■ BRIEF ■
Can you transcribe every line exactly and leave the pictures behind?

Start of RECORDED DATA

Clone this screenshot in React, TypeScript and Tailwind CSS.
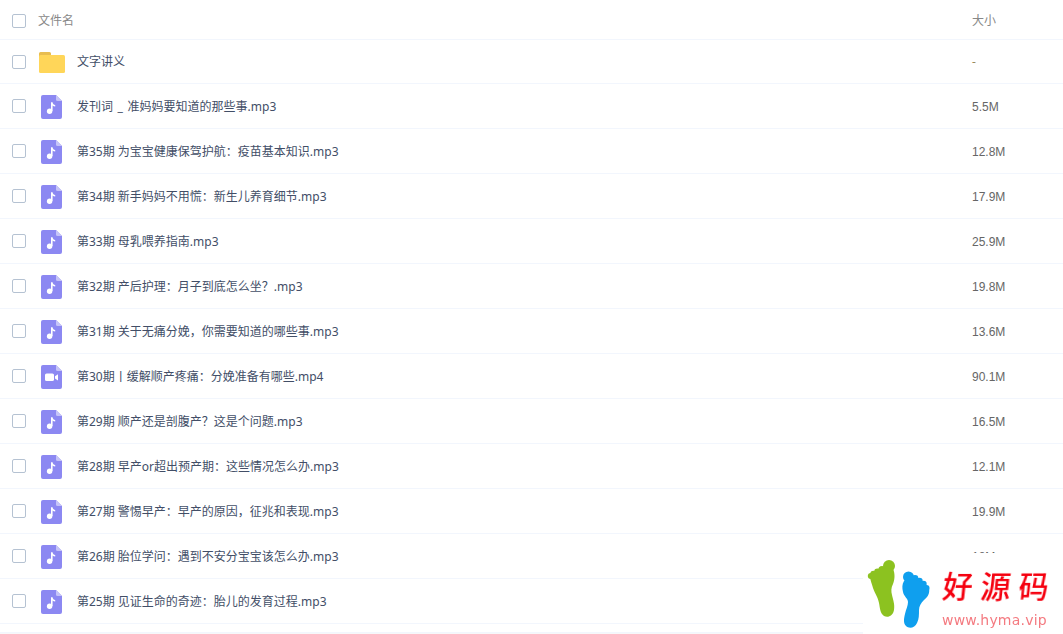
const FONT = 'font-["Noto_Sans","Noto_Sans_CJK_SC",sans-serif]';
const SIZE_FONT = 'font-["Liberation_Sans","Noto_Sans_CJK_SC",sans-serif]';

const rows: [string, string, "a" | "v"][] = [
  ["发刊词 _ 准妈妈要知道的那些事.mp3", "5.5M", "a"],
  ["第35期 为宝宝健康保驾护航：疫苗基本知识.mp3", "12.8M", "a"],
  ["第34期 新手妈妈不用慌：新生儿养育细节.mp3", "17.9M", "a"],
  ["第33期 母乳喂养指南.mp3", "25.9M", "a"],
  ["第32期 产后护理：月子到底怎么坐？.mp3", "19.8M", "a"],
  ["第31期 关于无痛分娩，你需要知道的哪些事.mp3", "13.6M", "a"],
  ["第30期丨缓解顺产疼痛：分娩准备有哪些.mp4", "90.1M", "v"],
  ["第29期 顺产还是剖腹产？这是个问题.mp3", "16.5M", "a"],
  ["第28期 早产or超出预产期：这些情况怎么办.mp3", "12.1M", "a"],
  ["第27期 警惕早产：早产的原因，征兆和表现.mp3", "19.9M", "a"],
  ["第26期 胎位学问：遇到不安分宝宝该怎么办.mp3", "18M", "a"],
  ["第25期 见证生命的奇迹：胎儿的发育过程.mp3", "", "a"],
];

function Check({ className = "" }: { className?: string }) {
  return <span className={`block w-[14px] h-[14px] ml-[12px] rounded-[2px] border border-[#b5c2d2] bg-white shrink-0 ${className}`} />;
}

function FileIcon({ kind }: { kind: "a" | "v" }) {
  return (
    <svg width="21" height="24" viewBox="0 0 21 24" className="block">
      <path d="M2 0H15L21 6V22a2 2 0 0 1-2 2H2a2 2 0 0 1-2-2V2a2 2 0 0 1 2-2Z" fill="#8c88f2" />
      <path d="M15 0L21 6H16.5A1.5 1.5 0 0 1 15 4.5Z" fill="#c5c3f8" />
      {kind === "a" ? (
        <>
          <circle cx="8.6" cy="16.2" r="2.7" fill="#fff" />
          <path d="M10 16V7.2h1.6c.1 1.7 1.2 2.5 2.6 2.8v1.6c-1.1-.1-2-.5-2.6-1.1V16Z" fill="#fff" />
        </>
      ) : (
        <>
          <rect x="4" y="8.5" width="9" height="7.5" rx="1.6" fill="#fff" />
          <path d="M14 11.2 17 9.3v6.1l-3-1.9Z" fill="#fff" />
        </>
      )}
    </svg>
  );
}

function FolderIcon() {
  return (
    <svg width="26" height="21" viewBox="0 0 26 21" className="block">
      <path d="M1.5 0H10.5A1.5 1.5 0 0 1 12 1.5V5H0V1.5A1.5 1.5 0 0 1 1.5 0Z" fill="#e8bd50" />
      <rect x="0" y="3" width="26" height="18" rx="1.5" fill="#ffd659" />
    </svg>
  );
}

function GreenFoot() {
  return (
    <svg width="30" height="60" viewBox="0 0 30 60" className="block">
      <g fill="#8cc220">
        <circle cx="22" cy="7" r="6" />
        <circle cx="15" cy="10.5" r="3.6" />
        <circle cx="10.5" cy="13" r="3.4" />
        <circle cx="6.5" cy="15" r="3.2" />
        <circle cx="3.8" cy="17" r="3" />
        <path d="M3 17C7 12 20 7 26 10c2 4 2 10 0 15-2 4-2 7-1 11 1 5 3 9 2 15-1 6-6 8-10 6-4-3-4-8-5-13-1-6-4-9-6-15-1-4-3-8-3-12Z" />
      </g>
    </svg>
  );
}

function BlueFoot() {
  return (
    <svg width="28" height="58" viewBox="0 0 28 58" className="block">
      <g fill="#0f9fee">
        <circle cx="6.5" cy="6" r="5.5" />
        <circle cx="13" cy="7.5" r="3.4" />
        <circle cx="17.5" cy="10" r="3.2" />
        <circle cx="21.5" cy="13" r="3.2" />
        <circle cx="24.5" cy="17" r="3" />
        <path d="M2 10c5-3 18-2 25 7 1 5-1 9-5 12-3 3-5 6-5 10 0 5 0 9-2 13-2 5-8 6-11 3-3-3-2-8-1-12 1-5 3-8 3-12 0-4-4-5-5-10-1-4-1-8 1-11Z" />
      </g>
    </svg>
  );
}

export default function App() {
  return (
    <div className={`relative w-[1063px] h-[634px] overflow-hidden bg-white ${FONT} text-[12px]`}>
      <div className="flex items-center h-[40px] border-b border-[#f2f6fd] text-[#888888]">
        <Check className="mt-[3px]" />
        <span className="ml-[12px] flex-1 mt-[2px]">文件名</span>
        <span className="w-[91px] mt-[2px]">大小</span>
      </div>
      <div className="flex items-center h-[44px] border-b border-[#f2f6fd]">
        <Check />
        <span className="ml-[13px] w-[26px] flex justify-center mt-[1px]"><FolderIcon /></span>
        <span className="ml-[12px] flex-1 text-[#424e67] mt-[1px]">文字讲义</span>
        <span className="w-[91px] text-[#9a8a60] mt-[1px]">-</span>
      </div>
      {rows.map(([name, size, kind], i) => (
        <div key={name} className="flex items-center h-[45px] border-b border-[#f2f6fd]">
          <Check />
          <span className="ml-[12px] w-[26px] flex justify-center mt-[2px]"><FileIcon kind={kind} /></span>
          <span className={`ml-[13px] flex-1 text-[#424e67] mt-[2px] ${i === 0 ? "[word-spacing:1.5px]" : ""}`}>{name}</span>
          <span className={`w-[91px] text-[#666666] mt-[2px] ${SIZE_FONT}`}>{size}</span>
        </div>
      ))}
      <div className="h-[9px] border-b border-[#f2f6fd]" />
      <div className="h-[2px] bg-[#f7f7f9]" />

      <div className="absolute left-[863px] top-[553px] w-[200px] h-[81px] bg-white">
        <div className="absolute left-[4px] top-[6px]"><GreenFoot /></div>
        <div className="absolute left-[39px] top-[18px]"><BlueFoot /></div>
        <div className={`absolute left-[80px] top-[12px] text-[30px] leading-[40px] tracking-[8px] font-medium text-[#f5000f] whitespace-nowrap -skew-x-6 blur-[0.3px] font-["Noto_Sans_CJK_SC",sans-serif]`}>好源码</div>
        <div className="absolute left-[79px] top-[59px] text-[14px] leading-[16px] tracking-[0.2px] text-[#f47a80] whitespace-nowrap blur-[0.3px] font-['DejaVu_Sans',sans-serif]">www.hyma.vip</div>
      </div>
    </div>
  );
}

End of RECORDED DATA

■ COMPLETE RESPONSE ■
Clone this screenshot in React, TypeScript and Tailwind CSS.
const FONT = 'font-["Noto_Sans","Noto_Sans_CJK_SC",sans-serif]';
const SIZE_FONT = 'font-["Liberation_Sans","Noto_Sans_CJK_SC",sans-serif]';

const rows: [string, string, "a" | "v"][] = [
  ["发刊词 _ 准妈妈要知道的那些事.mp3", "5.5M", "a"],
  ["第35期 为宝宝健康保驾护航：疫苗基本知识.mp3", "12.8M", "a"],
  ["第34期 新手妈妈不用慌：新生儿养育细节.mp3", "17.9M", "a"],
  ["第33期 母乳喂养指南.mp3", "25.9M", "a"],
  ["第32期 产后护理：月子到底怎么坐？.mp3", "19.8M", "a"],
  ["第31期 关于无痛分娩，你需要知道的哪些事.mp3", "13.6M", "a"],
  ["第30期丨缓解顺产疼痛：分娩准备有哪些.mp4", "90.1M", "v"],
  ["第29期 顺产还是剖腹产？这是个问题.mp3", "16.5M", "a"],
  ["第28期 早产or超出预产期：这些情况怎么办.mp3", "12.1M", "a"],
  ["第27期 警惕早产：早产的原因，征兆和表现.mp3", "19.9M", "a"],
  ["第26期 胎位学问：遇到不安分宝宝该怎么办.mp3", "18M", "a"],
  ["第25期 见证生命的奇迹：胎儿的发育过程.mp3", "", "a"],
];

function Check({ className = "" }: { className?: string }) {
  return <span className={`block w-[14px] h-[14px] ml-[12px] rounded-[2px] border border-[#b5c2d2] bg-white shrink-0 ${className}`} />;
}

function FileIcon({ kind }: { kind: "a" | "v" }) {
  return (
    <svg width="21" height="24" viewBox="0 0 21 24" className="block">
      <path d="M2 0H15L21 6V22a2 2 0 0 1-2 2H2a2 2 0 0 1-2-2V2a2 2 0 0 1 2-2Z" fill="#8c88f2" />
      <path d="M15 0L21 6H16.5A1.5 1.5 0 0 1 15 4.5Z" fill="#c5c3f8" />
      {kind === "a" ? (
        <>
          <circle cx="8.6" cy="16.2" r="2.7" fill="#fff" />
          <path d="M10 16V7.2h1.6c.1 1.7 1.2 2.5 2.6 2.8v1.6c-1.1-.1-2-.5-2.6-1.1V16Z" fill="#fff" />
        </>
      ) : (
        <>
          <rect x="4" y="8.5" width="9" height="7.5" rx="1.6" fill="#fff" />
          <path d="M14 11.2 17 9.3v6.1l-3-1.9Z" fill="#fff" />
        </>
      )}
    </svg>
  );
}

function FolderIcon() {
  return (
    <svg width="26" height="21" viewBox="0 0 26 21" className="block">
      <path d="M1.5 0H10.5A1.5 1.5 0 0 1 12 1.5V5H0V1.5A1.5 1.5 0 0 1 1.5 0Z" fill="#e8bd50" />
      <rect x="0" y="3" width="26" height="18" rx="1.5" fill="#ffd659" />
    </svg>
  );
}

function GreenFoot() {
  return (
    <svg width="30" height="60" viewBox="0 0 30 60" className="block">
      <g fill="#8cc220">
        <circle cx="22" cy="7" r="6" />
        <circle cx="15" cy="10.5" r="3.6" />
        <circle cx="10.5" cy="13" r="3.4" />
        <circle cx="6.5" cy="15" r="3.2" />
        <circle cx="3.8" cy="17" r="3" />
        <path d="M3 17C7 12 20 7 26 10c2 4 2 10 0 15-2 4-2 7-1 11 1 5 3 9 2 15-1 6-6 8-10 6-4-3-4-8-5-13-1-6-4-9-6-15-1-4-3-8-3-12Z" />
      </g>
    </svg>
  );
}

function BlueFoot() {
  return (
    <svg width="28" height="58" viewBox="0 0 28 58" className="block">
      <g fill="#0f9fee">
        <circle cx="6.5" cy="6" r="5.5" />
        <circle cx="13" cy="7.5" r="3.4" />
        <circle cx="17.5" cy="10" r="3.2" />
        <circle cx="21.5" cy="13" r="3.2" />
        <circle cx="24.5" cy="17" r="3" />
        <path d="M2 10c5-3 18-2 25 7 1 5-1 9-5 12-3 3-5 6-5 10 0 5 0 9-2 13-2 5-8 6-11 3-3-3-2-8-1-12 1-5 3-8 3-12 0-4-4-5-5-10-1-4-1-8 1-11Z" />
      </g>
    </svg>
  );
}

export default function App() {
  return (
    <div className={`relative w-[1063px] h-[634px] overflow-hidden bg-white ${FONT} text-[12px]`}>
      <div className="flex items-center h-[40px] border-b border-[#f2f6fd] text-[#888888]">
        <Check className="mt-[3px]" />
        <span className="ml-[12px] flex-1 mt-[2px]">文件名</span>
        <span className="w-[91px] mt-[2px]">大小</span>
      </div>
      <div className="flex items-center h-[44px] border-b border-[#f2f6fd]">
        <Check />
        <span className="ml-[13px] w-[26px] flex justify-center mt-[1px]"><FolderIcon /></span>
        <span className="ml-[12px] flex-1 text-[#424e67] mt-[1px]">文字讲义</span>
        <span className="w-[91px] text-[#9a8a60] mt-[1px]">-</span>
      </div>
      {rows.map(([name, size, kind], i) => (
        <div key={name} className="flex items-center h-[45px] border-b border-[#f2f6fd]">
          <Check />
          <span className="ml-[12px] w-[26px] flex justify-center mt-[2px]"><FileIcon kind={kind} /></span>
          <span className={`ml-[13px] flex-1 text-[#424e67] mt-[2px] ${i === 0 ? "[word-spacing:1.5px]" : ""}`}>{name}</span>
          <span className={`w-[91px] text-[#666666] mt-[2px] ${SIZE_FONT}`}>{size}</span>
        </div>
      ))}
      <div className="h-[9px] border-b border-[#f2f6fd]" />
      <div className="h-[2px] bg-[#f7f7f9]" />

      <div className="absolute left-[863px] top-[553px] w-[200px] h-[81px] bg-white">
        <div className="absolute left-[4px] top-[6px]"><GreenFoot /></div>
        <div className="absolute left-[39px] top-[18px]"><BlueFoot /></div>
        <div className={`absolute left-[80px] top-[12px] text-[30px] leading-[40px] tracking-[8px] font-medium text-[#f5000f] whitespace-nowrap -skew-x-6 blur-[0.3px] font-["Noto_Sans_CJK_SC",sans-serif]`}>好源码</div>
        <div className="absolute left-[79px] top-[59px] text-[14px] leading-[16px] tracking-[0.2px] text-[#f47a80] whitespace-nowrap blur-[0.3px] font-['DejaVu_Sans',sans-serif]">www.hyma.vip</div>
      </div>
    </div>
  );
}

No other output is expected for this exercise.